Despite government denials, opposition parties say it let Safarov return to Azerbaijan in the hope of economic favors in return from the energy producer. The Socialists, who beat Orban in the elections of 2002 and 2006, have called on him to resign over the decision, but they remain electorally weak.
I've seen a number of conflicting reports on the case (is Orbán terribly naive, did the Azeris pay Hungary a billion dollars), and I find it hard to call. But I don't think that if a foreign national kills another foreign national on their soil, many countries would insist on keeping the killer in their prison system indefinitely at all cost. Also, Armenians have been living in Hungary for 1000 years or more. And along the same lines that in Hungary, like across eastern Europe as a whole, there's a long and ugly history of anti-semitism, I'm sure Armenians have had tough times in the country as well through history. But I haven't so far found any convincing arguments that for either people, or the Roma for that matter, it's Victor Orbán who's responsible for increasing hatred or tensions. Given the way he's consistently being pictured as a crazed dictator, and given his fights on multiple fronts against Hungary's potential colonizers, let's just say I have my doubts. But I'm open to being educated.
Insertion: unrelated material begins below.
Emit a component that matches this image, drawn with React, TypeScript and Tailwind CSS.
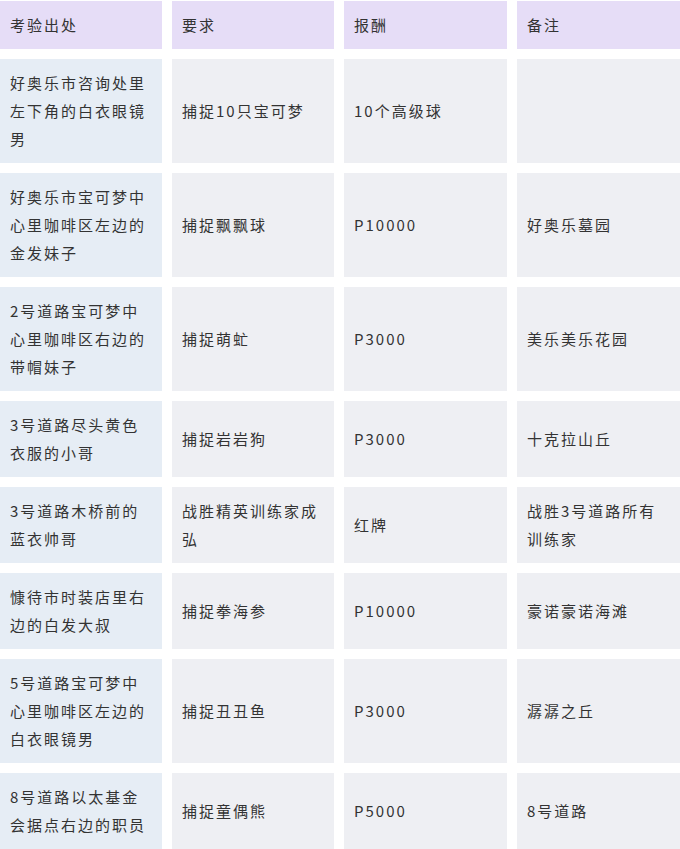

What I'm interested in for now is not politics, but finance, even if the two seem intricately intertwined. Any country, and its leaders, that dares resist the ever more suffocating global powers of the IMF, the EU/ECB, and the banking system and multinationals (think Monsanto) they serve, quite simply looks of interest to me. There are schemes and policies being executed in our names that we shouldn't wish to sign off on, by power hungry people hiding behind the veils of global corporations and über-government institutions, and the victims of these policies are real people, just like we are. If anything, that's what Hungary teaches us.